Recuerdos, recuerdos, recuerdos…, mientras mi alma se parte, y tu cuerpo descansa, frío, en tu lecho definitivo. “¡Tenía que morirme ya!” -me decías, hace poco, cuando paraste tu coche en mi puerta, de regreso a Motril.-. “¿Y qué prisa tienes?” – te respondí. Otras veces me hablabas de tus riñones, del hierro, de las bajas defensas… De cosas que sólo conoce el que las padece, quien va perdiendo figuras en su «Partida personal»… Pero seguías regando, revisando los goteros, recorriendo la finca con tu caña en la mano, tu pantalón corto, tu suéter y tus botas de agua. Sabías del fruto de cada aguacate y de cada chirimoyo. Sabías, como sabemos todos, que en casa no comen plátanos cuando tenemos, y que los compran, cuando no hay.
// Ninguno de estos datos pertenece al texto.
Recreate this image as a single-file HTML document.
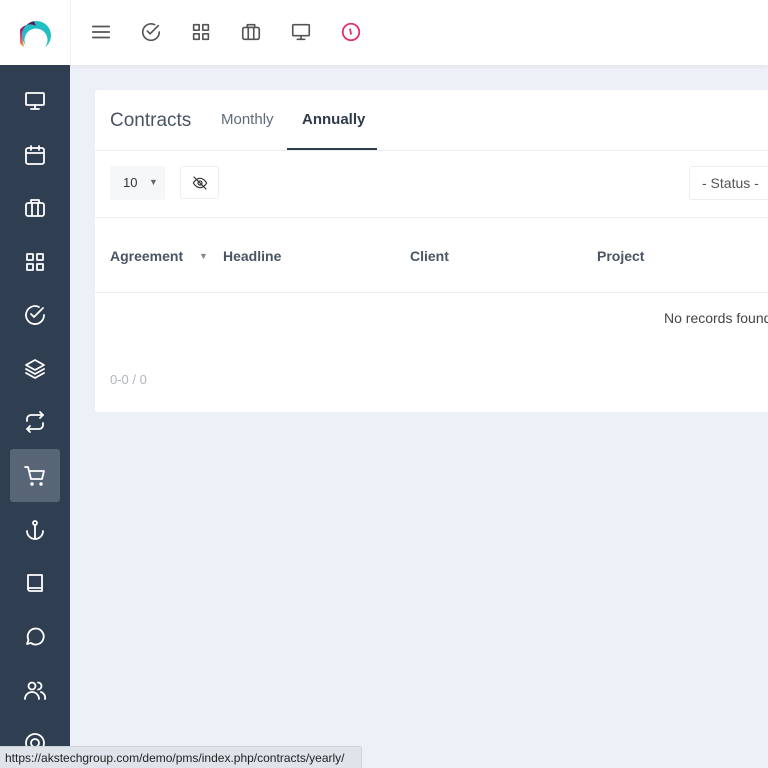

Cuando la Muerte te daba «jaque mate», cuando te ganaba al partida, yo, ajeno a esa dramática escena, estaba pensando en tu próximo riego; en si coincidiría con el mío; en cómo irías a montarle el agua a Alejandro, antes de irte, y en cómo me llamarías para que yo aprovechara las horas que quedaban… Estos hechos, tantas veces repetidos, ya nos los volveré a vivir. No los volveremos a vivir. Ni oiré a tu coche llegar. Ni marcharse. Ni veré tu moto a la puerta del cortijo. Ni mi gata saldrá a tu encuentro…, “porque te has muerto para siempre”.
Pero tu espíritu se posará a diario en las ramas de los árboles que tú cuidaste con mimo. Nos acompañará en ese mar de vivencias que compartimos contigo. Con tu mímica alegre, carente de acritud. Tu espíritu, sin la atadura de tu frágil cuerpo, revoloteará sobre Los Cármenes, para ver a tu Granada, del que no te has podido hacer socio, como querías. Y yo lo saludaré desde lo alto de tribuna. Y acompañará a tu nieto Mario a la escuela… Mario, que cada día buscará, a la salida del colegio, entre madres y abuelos, la mano cálida que le conducía seguro a casa. Y tú estarás allí, invisible, como jugando al «escondite», siempre presente en su recuerdo. Y le enseñarás a sumar, y a restar, y a multiplicar… ¡Quién mejor que tú, que has enseñado a tantos…! ¡Y vendrá un nuevo nieto, al que hablarán de ti! ¡Y tú, sin vivir, vivirás en todos! ¡POR SIEMPRE! ¡ Y HASTA SIEMPRE!